ATLANTA -- So many bills dealing with illegal immigration are being introduced in state legislatures this year that advocates on all sides of the issue report having a hard time keeping tabs.

It also can be hard to track who is on which side, as states far from the Mexican border, including Georgia, Tennessee and Virginia, struggle to cope with the influx of illegal aliens. State Sen. Emmett W. Hanger Jr., a Republican whose district spans part of Virginia's Shenandoah Valley, learned that lesson this week.

A critic of federal immigration policy, Mr. Hanger has worked with groups such as the Federation for American Immigration Reform on bills such as the one he introduced this year that would ban children of illegal aliens from qualifying for in-state tuition rates at Virginia's colleges and universities.

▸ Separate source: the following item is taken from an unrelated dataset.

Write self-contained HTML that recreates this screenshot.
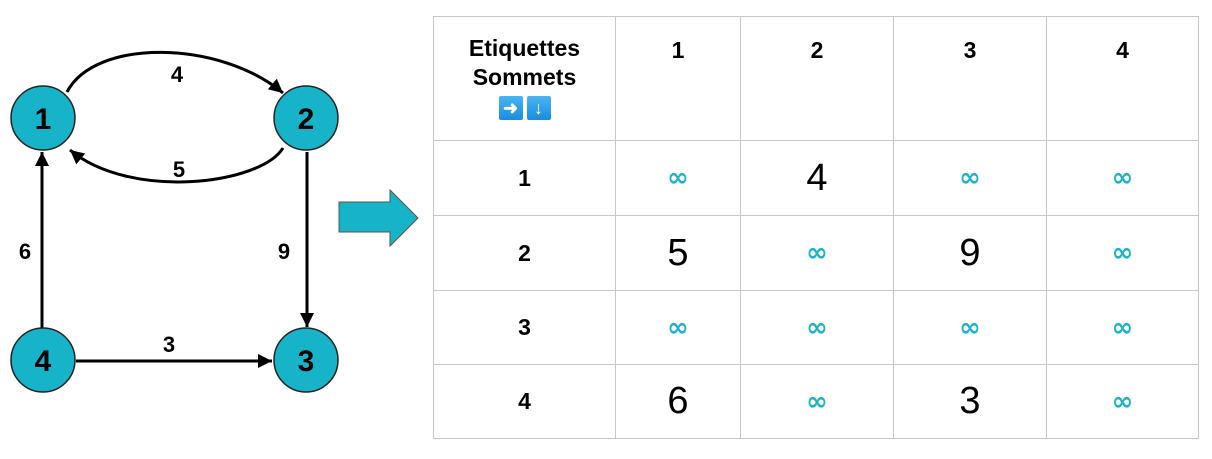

But his allies quickly became critics, Mr. Hanger said, when he amended his bill to allow an exception for those who aren't "the type of immigrant that I'm concerned with." Under his amendment, their parents would have to have paid state taxes for at least three years and applied for U.S. citizenship before the students could qualify for cheaper tuition.

His corrective measure drew attacks from those who saw it as a reversal of course.

With immigration issues, legislators find themselves, quite literally, making up new laws as they go along. And it is difficult to read the issue politically: In some areas, it's a white-hot subject; in others, it's more a nagging concern.

At the center are Arizona and New Mexico, whose Democratic governors, Janet Napolitano and Bill Richardson, last year declared a state of emergency on their Mexican border areas. But the Southeast also has been fertile ground for new legislation.

About 40 bills have been dropped in the Virginia legislature since last month, and every Southern state has considered legislation during the past year, said Julia Kirchner, the Federation for American Immigration Reform's deputy director for government relations.

Even places on the Canadian border are getting into the act.

Last month, for example, Minnesota Gov. Tim Pawlenty, a Republican, announced the creation of a state enforcement team to crack down on illegal aliens, and called for stiffer penalties for trafficking in false identity documents.

Other bills target employers, imposing fines or banning businesses that employ illegal aliens from state contracts. Some, like a high-profile measure in New Hampshire, direct state police to take a greater role in apprehending illegal aliens.

Among the newest innovations are bills that target illegal aliens' paychecks. Several immigration specialists said this week that a bill authored by Georgia state Rep. Tom Rice, a Republican, is the first they've seen that would impose a surcharge on wire transfers of money by those without proof of legal status.